Für Signal ist die Chatkontrolle auch eine existenzielle Bedrohung. Wir tun eine Sache, und das sehr, sehr gut: Wir bieten die weltweit größte wirklich private Kommunikationsplattform. Und wir wissen, dass Verschlüsselung entweder für alle funktioniert, oder sie funktioniert für niemanden; eine Hintertür in einem Teil eines Netzwerks ist ein Einfallstor in jeden anderen Teil. Und wir werden die Integrität unseres Dienstes nicht kompromittieren oder die Sicherheit der Menschen gefährden, die sich weltweit auf uns verlassen, oft in Kontexten, in denen private Kommunikation den Unterschied zwischen Leben und Tod ausmacht. Wenn uns die Wahl gestellt würde, entweder eine Überwachungsmaschine in Signal einzubauen oder den Markt zu verlassen, würden wir den Markt verlassen. Dies ist keine Entscheidung, die wir leichtfertig treffen würden, und unsere große Hoffnung ist, dass wir niemals damit konfrontiert werden. Aber wenn die Chatkontrolle gegen uns durchgesetzt würde, wäre dies wahrscheinlich das Ende.
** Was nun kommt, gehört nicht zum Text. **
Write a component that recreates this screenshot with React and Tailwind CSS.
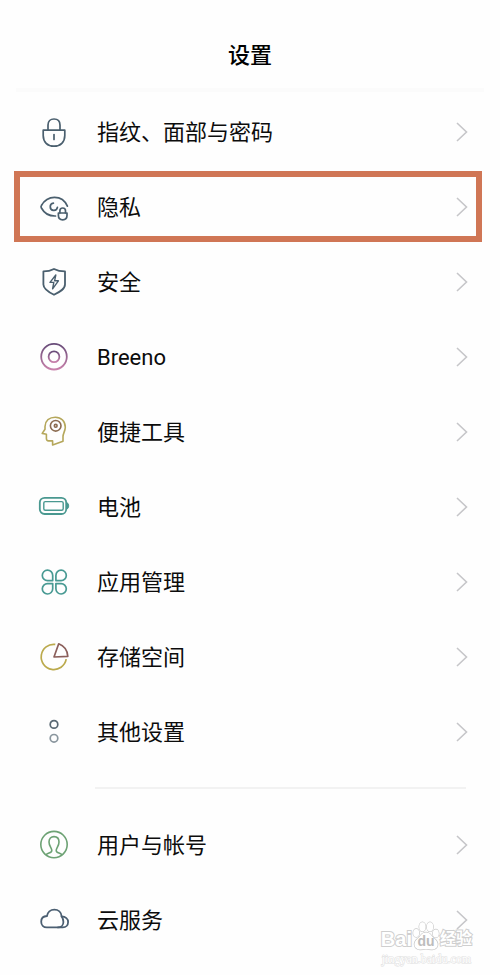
const slate = "#4a5f6e";

function LockIcon() {
  return (
    <svg viewBox="0 0 32 32" className="size-8" fill="none" stroke={slate} strokeWidth="1.7" strokeLinecap="round">
      <path d="M5.2 14.2H26.8V19.5C26.8 26 22.5 30.2 16 30.2S5.2 26 5.2 19.5Z" strokeLinejoin="round" />
      <path d="M10 14V9C10 5.2 12.4 3 16 3S22 5.2 22 9V14" />
      <path d="M16 18.5V23.5" />
    </svg>
  );
}

function PrivacyIcon() {
  return (
    <svg viewBox="0 0 32 32" className="size-8" fill="none" stroke={slate} strokeWidth="1.7" strokeLinecap="round">
      <path d="M17.5 25C11 25.2 6 21.8 3.4 17C2.8 16 2.8 15.4 3.4 14.5C6.3 9.4 11 6.4 16.5 6.4C22.4 6.4 27 9.6 29.4 15.2" />
      <path d="M15.4 12.2A3.6 3.6 0 1 0 19.4 16.4" />
      <path d="M20.4 22H29V24.6C29 27.2 27.3 28.8 24.7 28.8S20.4 27.2 20.4 24.6Z" strokeLinejoin="round" />
      <path d="M21.9 21.8V19.8C21.9 18 23 17 24.7 17S27.5 18 27.5 19.8V21.8" />
    </svg>
  );
}

function ShieldIcon() {
  return (
    <svg viewBox="0 0 32 32" className="size-8" fill="none" stroke={slate} strokeWidth="1.8" strokeLinejoin="round">
      <path d="M16 3C19.5 4.8 23 5.4 27 5.4V18.5C27 23 22 25.8 16 28.8C10 25.8 5.4 23 5.4 18.5V5.4C9.2 5.4 12.6 4.8 16 3Z" />
      <path d="M17.8 9L12 16.4H15.8L14.6 22.8L20.4 14.8H16.6L17.8 9Z" strokeWidth="1.4" />
    </svg>
  );
}

function BreenoIcon() {
  return (
    <svg viewBox="0 0 32 32" className="size-8" fill="none" stroke="url(#breeno)" strokeWidth="1.8">
      <defs>
        <linearGradient id="breeno" x1="0" y1="0" x2="0" y2="1">
          <stop offset="0" stopColor="#674b78" />
          <stop offset="1" stopColor="#c881ab" />
        </linearGradient>
      </defs>
      <circle cx="16" cy="15.7" r="12.8" />
      <circle cx="16" cy="15.7" r="5.4" />
    </svg>
  );
}

function ToolsIcon() {
  return (
    <svg viewBox="0 0 32 32" className="size-8" fill="none" stroke="#b5a75b" strokeWidth="1.6" strokeLinejoin="round">
      <path d="M14.6 29V24.9H10.5C9 24.9 8.4 24 8.4 22.6V18.2L4.2 17.4L7 13.3V10.5C7.3 4.8 11.3 1.2 17.3 1.2C23.3 1.2 27.3 5.2 27.3 11.2C27.3 14.8 25 17.6 25 20.5V25.2Z" />
      <circle cx="17.7" cy="9.8" r="5.3" stroke="#8b6b50" />
      <circle cx="17.7" cy="9.8" r="1.4" stroke="#8b6b50" />
    </svg>
  );
}

function BatteryIcon() {
  return (
    <svg viewBox="0 0 32 32" className="size-8" fill="none" stroke="#499890" strokeWidth="1.8">
      <rect x="1.8" y="6.8" width="26.4" height="16.2" rx="4.8" />
      <rect x="5.8" y="10.6" width="19.4" height="8.6" rx="1.5" strokeWidth="1.4" />
      <path d="M29 11.8C31.2 12.6 31.2 17.2 29 18Z" fill="#499890" strokeWidth="1" />
    </svg>
  );
}

function AppsIcon() {
  return (
    <svg viewBox="0 0 32 32" className="size-8" fill="none" stroke="#489a93" strokeWidth="1.7" strokeLinejoin="round">
      <path d="M14.7 14.6H9.6A5.2 5.2 0 1 1 14.7 9.4Z" />
      <path d="M17.9 14.6H23A5.2 5.2 0 1 0 17.9 9.4Z" />
      <path d="M14.7 17.6H9.6A5.2 5.2 0 1 0 14.7 22.8Z" />
      <path d="M17.9 17.6H23A5.2 5.2 0 1 1 17.9 22.8Z" />
    </svg>
  );
}

function StorageIcon() {
  return (
    <svg viewBox="0 0 32 32" className="size-8" fill="none" strokeWidth="1.7" strokeLinejoin="round">
      <path d="M17.3 3.4A12.6 12.6 0 1 0 28.2 18.2" stroke="#bbaa4d" />
      <path d="M16 16L20.7 2.8C25.8 4.8 29.5 9.4 29.8 15.4Z" stroke="#8b5f5b" />
    </svg>
  );
}

function MoreIcon() {
  return (
    <svg viewBox="0 0 32 32" className="size-8" fill="none" strokeWidth="1.7">
      <circle cx="16" cy="8.4" r="3.8" stroke="#596873" />
      <circle cx="16" cy="22.3" r="3.8" stroke="#8a969e" />
    </svg>
  );
}

function UserIcon() {
  return (
    <svg viewBox="0 0 32 32" className="size-8" fill="none" stroke="#6da274" strokeWidth="1.6">
      <circle cx="16" cy="15.6" r="13.2" />
      <path d="M8 25.9C9.5 23.6 13.8 24.2 13.8 21.4C13.8 19.2 11 17 11 13C11 9.7 13 7.6 16 7.6S21 9.7 21 13C21 17 18.2 19.2 18.2 21.4C18.2 24.2 22.5 23.6 24 25.9" />
    </svg>
  );
}

function CloudIcon() {
  return (
    <svg viewBox="0 0 32 32" className="size-8" fill="none" stroke="#4b5f72" strokeWidth="1.8" strokeLinecap="round">
      <path d="M8.8 23.4H20C23.2 23.4 25.4 21 25.4 18C25.4 15.5 24.6 13.8 23.6 12.3C23.3 8.2 20.2 5.6 16.4 5.6C12.4 5.6 9.5 8.4 9 12C5.3 12.2 3.2 14.6 3.2 17.7C3.2 21 5.5 23.4 8.8 23.4Z" />
      <path d="M23.6 12.5C27.7 12.5 30.1 14.9 30.1 18C30.1 21.3 27.9 23.4 24.8 23.4H20" />
    </svg>
  );
}

const mainItems = [
  { label: "指纹、面部与密码", icon: LockIcon },
  { label: "隐私", icon: PrivacyIcon, highlighted: true },
  { label: "安全", icon: ShieldIcon },
  { label: "Breeno", icon: BreenoIcon },
  { label: "便捷工具", icon: ToolsIcon },
  { label: "电池", icon: BatteryIcon },
  { label: "应用管理", icon: AppsIcon },
  { label: "存储空间", icon: StorageIcon },
  { label: "其他设置", icon: MoreIcon },
];

const accountItems = [
  { label: "用户与帐号", icon: UserIcon },
  { label: "云服务", icon: CloudIcon },
];

function SettingsRow({ label, icon: Icon, highlighted }) {
  return (
    <li className={highlighted ? "h-[75px] py-0.5 pl-3.5 pr-[18px]" : "h-[75px]"}>
      <a
        href="#"
        className={`flex h-full items-center ${highlighted ? "border-6 border-[#d07655] pl-[18px] pr-2" : "pl-[38px] pr-8"}`}
      >
        <Icon />
        <span className="ml-[27px] flex-1 pt-0.5 text-[22px] leading-8 text-[#0c0c0c]">
          {label}
        </span>
        <svg viewBox="0 0 12 20" className="h-5 w-3" fill="none" stroke="#c6c6c9" strokeWidth="1.6">
          <path d="M1 1L10.5 10L1 19" />
        </svg>
      </a>
    </li>
  );
}

function Watermark() {
  return (
    <div className="absolute right-7 bottom-2 text-white">
      <div className="flex items-end font-['Liberation_Sans','Noto_Sans_CJK_SC',sans-serif] text-xl leading-6 font-bold [-webkit-text-stroke:2px_#cfcfcf] [paint-order:stroke_fill]">
        <span>Bai</span>
        <span className="relative flex w-7 justify-center text-sm leading-5">
          <svg viewBox="0 0 28 30" className="absolute bottom-0 left-0 h-[30px] w-7" fill="#fff" stroke="#c8c8c8" strokeWidth="1.3">
            <ellipse cx="4.2" cy="12" rx="3" ry="4" />
            <ellipse cx="10.4" cy="5.8" rx="3.2" ry="4.6" />
            <ellipse cx="18" cy="5.8" rx="3.2" ry="4.6" />
            <ellipse cx="23.8" cy="12.5" rx="3" ry="4" />
            <path d="M14 11.5C9.5 11.5 9 15 5.5 17.8C0 22 2.5 29 8.5 28.5C12 28 16 28 19.5 28.5C26 29 28 22 22.5 17.8C19 15 18.5 11.5 14 11.5Z" />
          </svg>
          <span className="relative text-[#bdbdbd] [-webkit-text-stroke:0]">du</span>
        </span>
        <span className="text-base leading-6">经验</span>
      </div>
      <div className="text-center font-['Liberation_Serif',serif] text-xs leading-4 [-webkit-text-stroke:1px_#dedede] [paint-order:stroke_fill]">
        jingyan.baidu.com
      </div>
    </div>
  );
}

export default function App() {
  return (
    <div className="relative bg-[#fefefe] pb-[18px] font-[Roboto,'Noto_Sans_CJK_SC',sans-serif]">
      <header className="flex h-[94px] flex-col">
        <h1 className="pt-10 text-center text-[22px] leading-8 font-medium text-black">
          设置
        </h1>
        <div className="mx-4 mt-4 h-1 bg-[#fbfbfb]" />
      </header>

      <main>
        <ul>
          {mainItems.map((item) => (
            <SettingsRow key={item.label} {...item} />
          ))}
        </ul>
        <hr className="mt-[18px] mr-[34px] mb-[18px] ml-[95px] border-t-2 border-[#f2f2f2]" />
        <ul>
          {accountItems.map((item) => (
            <SettingsRow key={item.label} {...item} />
          ))}
        </ul>
      </main>

      <Watermark />
    </div>
  );
}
Die gute Nachricht ist: Es ist noch Zeit, dies zu stoppen. Die Bundesregierung, insbesondere das Justizministerium, muss die Linie halten. Eine gute Entscheidungsfindung in Deutschland könnte den Unterschied ausmachen zwischen einer Zukunft, in der das Menschenrecht auf private Kommunikation in Europa existiert, und einer, in der Europas wirtschaftliche, soziale und politische Sicherheit durch den Massenüberwachungs-Freifahrtschein der Chatkontrolle gefährdet wird. Wir appellieren dringend an Deutschland, klug zu handeln und an seinen Prinzipien festzuhalten. Wir dürfen nicht zulassen, dass sich die Geschichte wiederholt, diesmal mit größeren Datenbanken und viel, viel sensibleren Daten.